Personal accounts of their eradication in the forms of letters, postcards, diary pages, and scraps of paper are enlarged and encased in frosted, dimly lit displays embedded into the floor. You have to walk around these parcels of illumination and look down, just like visiting a loved one’s grave site.
Here is one postcard that was found on a dirt road in eastern Poland written by a 12 year old girl:
31 July 1942
I am saying goodbye to you before I die. We would so love to live but they won’t let us. I am so scared of this death because the small children are being thrown alive into the pit.
Goodbye forever. I kiss you tenderly.
The next “Room of Families” is just that. Fifteen families, young to old, are traced, followed before, during and after their persecution via family photo albums, government records, and letters in an intriguing attempt to personalize the tragedy even more for the visitor.
The “Room of Names” is an innocuous moniker, but it is the most haunting of the whole lot. The cavernous room is dim, cold; benches that look like tombs are spread out and about. Jumbo screens adorn the walls on all fours sides. It feels like you’re in a lonely train station in the middle of the night. A distant voice, then, intones the names of the dead. Their photos, worn & tattered & black & white, most smiling, flash on the screens along with their names and places of birth and eventual places of death.
It is calculated that it will take 6 years, 7 months, and 27 days to read all the names of these dead. Over six million. On a constant loop. Sometimes it is a female’s voice, or young man’s but the effect is chilling either way. You sit; lower your head, listen, an eternal roll call.

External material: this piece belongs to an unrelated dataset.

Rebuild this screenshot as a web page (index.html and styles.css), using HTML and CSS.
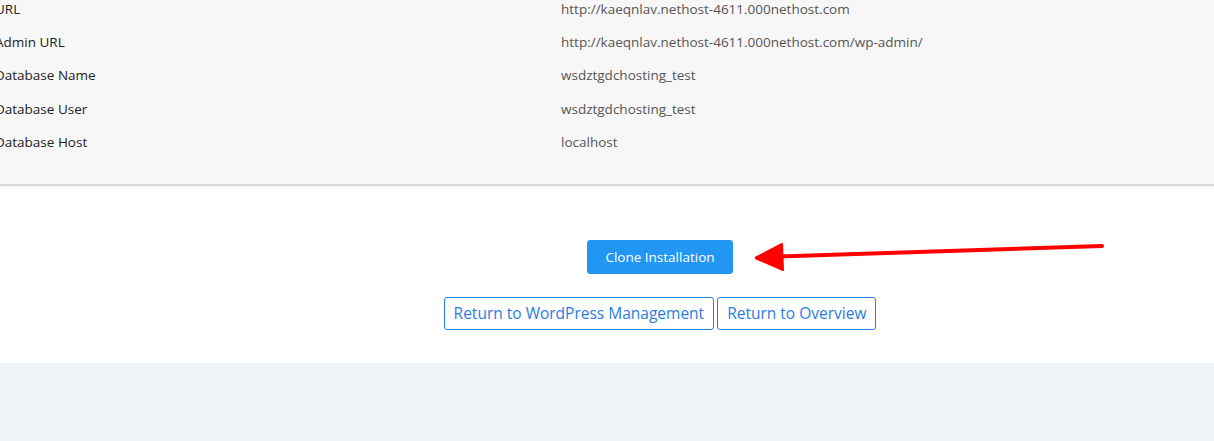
FILE: index.html
```html
<!DOCTYPE html>
<html lang="en">

<head>
    <meta charset="UTF-8" />
    <meta name="viewport" content="width=device-width, initial-scale=1.0" />
    <link rel="stylesheet" href="styles.css">
    <title>Clone Installation</title>
</head>

<body>
    <div class="card">
        <div class="details">
            <div class="row"><span class="label">URL</span><span class="value">http://kaeqnlav.nethost-4611.000nethost.com</span></div>
            <div class="row"><span class="label">Admin URL</span><span class="value">http://kaeqnlav.nethost-4611.000nethost.com/wp-admin/</span></div>
            <div class="row"><span class="label">Database Name</span><span class="value">wsdztgdchosting_test</span></div>
            <div class="row"><span class="label">Database User</span><span class="value">wsdztgdchosting_test</span></div>
            <div class="row"><span class="label">Database Host</span><span class="value">localhost</span></div>
        </div>

        <div class="actions">
            <div class="clone-wrap">
                <button class="btn btn-primary">Clone Installation</button>
                <!-- pointer to the clone button -->
                <svg class="pointer" width="360" height="40" viewBox="0 0 360 40">
                    <line x1="24" y1="14.5" x2="347" y2="4" stroke="#ff0000" stroke-width="4" stroke-linecap="round" />
                    <polygon points="0,16 27,2 28,28" fill="#ff0000" stroke="#ff0000" stroke-width="2" stroke-linejoin="round" />
                </svg>
            </div>
            <div class="return">
                <button class="btn btn-outline">Return to WordPress Management</button>
                <button class="btn btn-outline">Return to Overview</button>
            </div>
        </div>
    </div>
</body>

</html>
```

FILE: styles.css
```css
body {
    margin: 0;
    background-color: #f0f4f8;
    font-family: "Open Sans", Arial, sans-serif;
    color: #222;
    overflow: hidden;
}

.card {
    background-color: #fff;
    box-shadow: 0 2px 6px rgba(0, 0, 0, 0.16);
    padding-bottom: 33px;
}

.details {
    margin-top: -8px;
    margin-left: -5px;
    padding: 0 0 25px 0;
    background-color: #f7f7f7;
    border-bottom: 2px solid #d9d9d9;
    box-shadow: 0 2px 3px rgba(0, 0, 0, 0.05);
}

.row {
    display: grid;
    grid-template-columns: 566px 1fr;
    height: 33.4px;
    align-items: center;
    font-size: 13.5px;
}

.label {
    color: #222;
}

.value {
    color: #555;
}

.actions {
    display: flex;
    flex-direction: column;
    align-items: center;
    gap: 23px;
    padding: 54px 0 0 106px;
}

.clone-wrap {
    position: relative;
}

.pointer {
    position: absolute;
    left: calc(100% + 22px);
    top: 2px;
}

.btn {
    font-family: inherit;
    border-radius: 3px;
    cursor: pointer;
    margin: 0;
}

.btn-primary {
    background-color: #2196f3;
    border: 1px solid #2196f3;
    color: #fff;
    font-size: 13.5px;
    height: 34px;
    padding: 0 17px;
}

.btn-outline {
    background-color: #fff;
    border: 1px solid #1a7ff0;
    color: #2a7de1;
    font-size: 15.5px;
    height: 33px;
    padding: 0 9px;
}

.return {
    display: flex;
    gap: 3px;
}
```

A man can only take so much.
The next two, the “Room of Sites” and “Holocaust Memorials”, offer the visitor interactive screens, computers, audio, maps, all designed to show where these atrocities took place; their addresses, facts, figures, camp photos, death march routes, deportation centers, mass graves. Nobody is left wanting for information.
These are but two of the many sites in Germany that house the knowledge to help us understand, reason, and learn. Never forget. Never again.